The Huffington Post suggested the term 420 originated with a group of high school students in California in the 70s, and was later amplified through the subculture attached to Californian band the Grateful Dead and the publication High Times.

The term was allegedly coined in 1971 when a group of five students from the San Rafael High School went on a hunt for a plot of cannabis plants that were supposedly growing near the Point Reyes Peninsula Coast Guard Station. They say they met at 4:20pm outside their school to drive to the area and carry out the search many times.

They never found the patch, but the numbers 420 did become a useful code for them to communicate with each other.

“I could say to one of my friends, I’d go, ‘420,’ and it was telepathic. He would know if I was saying, ‘Hey, do you wanna go smoke some?’ Or, ‘Do you have any?’ Or, ‘Are you stoned right now?’ It was kind of telepathic just from the way you said it,” Steve Capper, one of the five, told The Huffington Post.

“Our teachers didn’t know what we were talking about. Our parents didn’t know what we were talking about.”

The five friends – nicknamed the Waldos – hung out with the band the Grateful Dead, and the use of 420 as a code for cannabis began to spread through the band’s fans and its attached subculture. Journalist Steve Bloom writes on Celebstoner.com that in 1990, he attended one of band’s shows in Oakland, California, and was handed a flyer that allegedly told the story of 420.

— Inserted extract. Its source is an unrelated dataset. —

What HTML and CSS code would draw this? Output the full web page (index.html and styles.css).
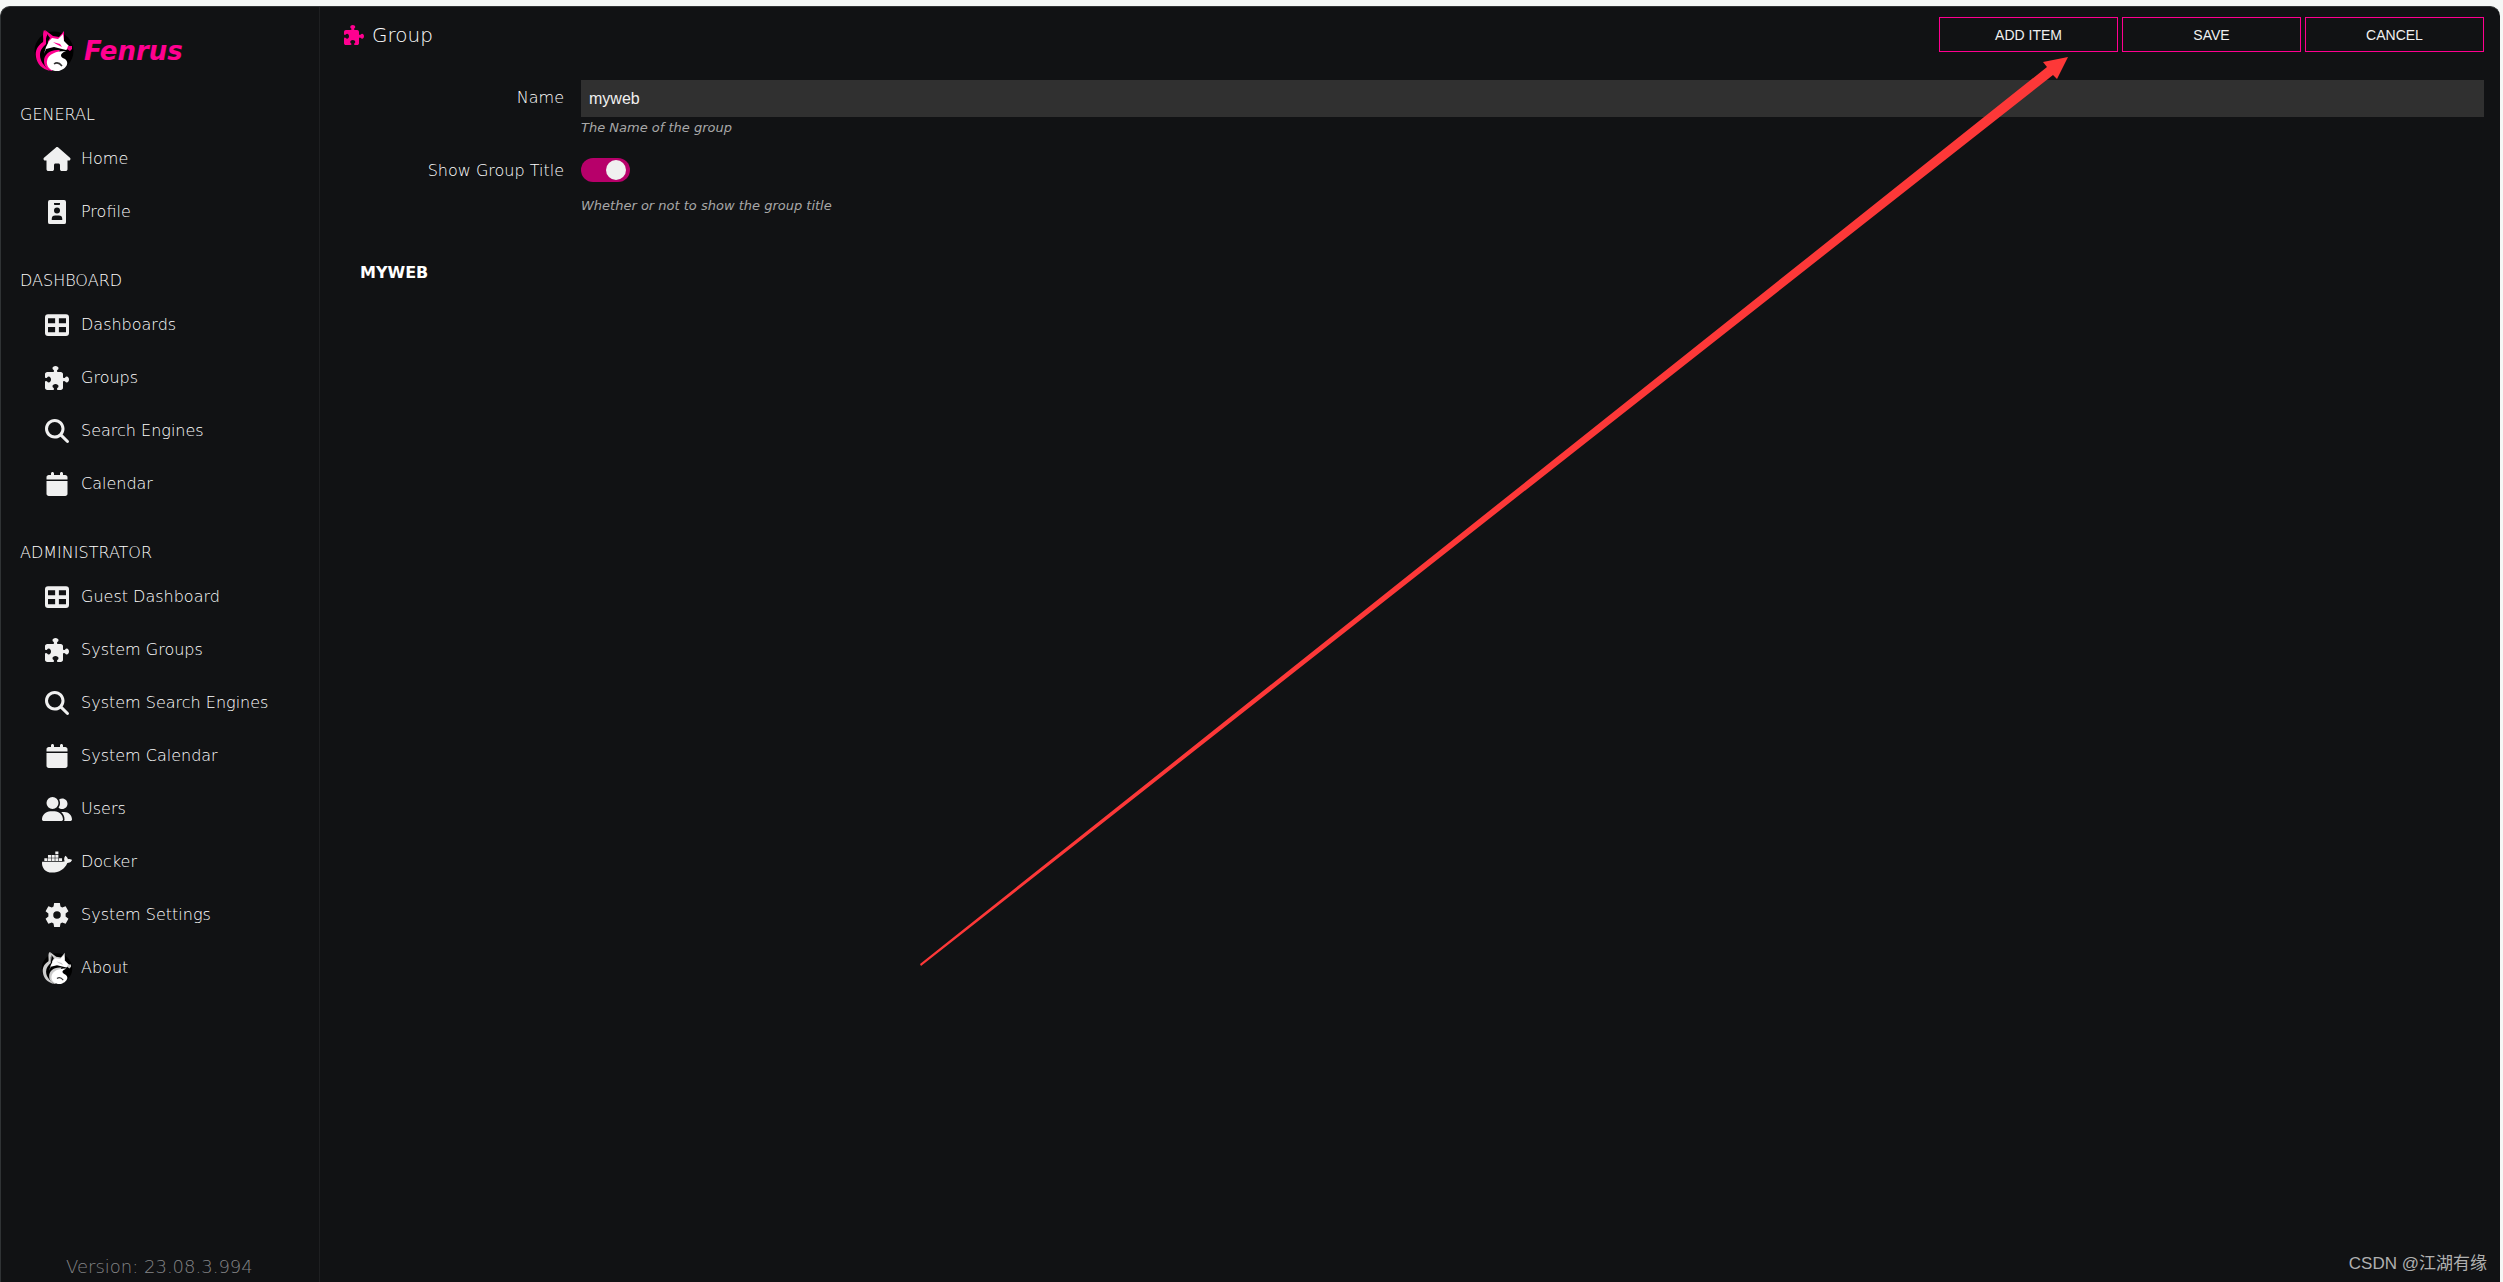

4/20 London - Should marijuana be legal?

The flyer stated that 420 “started somewhere in San Rafael, CA in the late 70s,” but included the incorrect information that “it started as the police code for Marijuana Smoking in Progress”. It did, however, include a call for people to gather together at 4:20pm on 4/20 – the American style for writing 20 April, and smoke a joint as part of a “day of celebration”.

Mr Bloom writes that 420 was “a bit of stoner slang I’d never heard of,” and published the flyer in the May 1991 issue of High Times.

Steve Hager, then editor of the publication, told the Huffington Post that he “started incorporating it into everything we were doing,” and built a number of events around 420, from the World Hemp Expo Extravaganza to the Cannabis Cup.

As for the origin of 420, Mr Hager told the news site that no one has been able to come up with a use of 420 that pre-dates the Waldos’ 1971 story. “So unless somebody can come up with something that pre-dates them, then I don’t think anybody’s going to get credit for it other than them,” he said.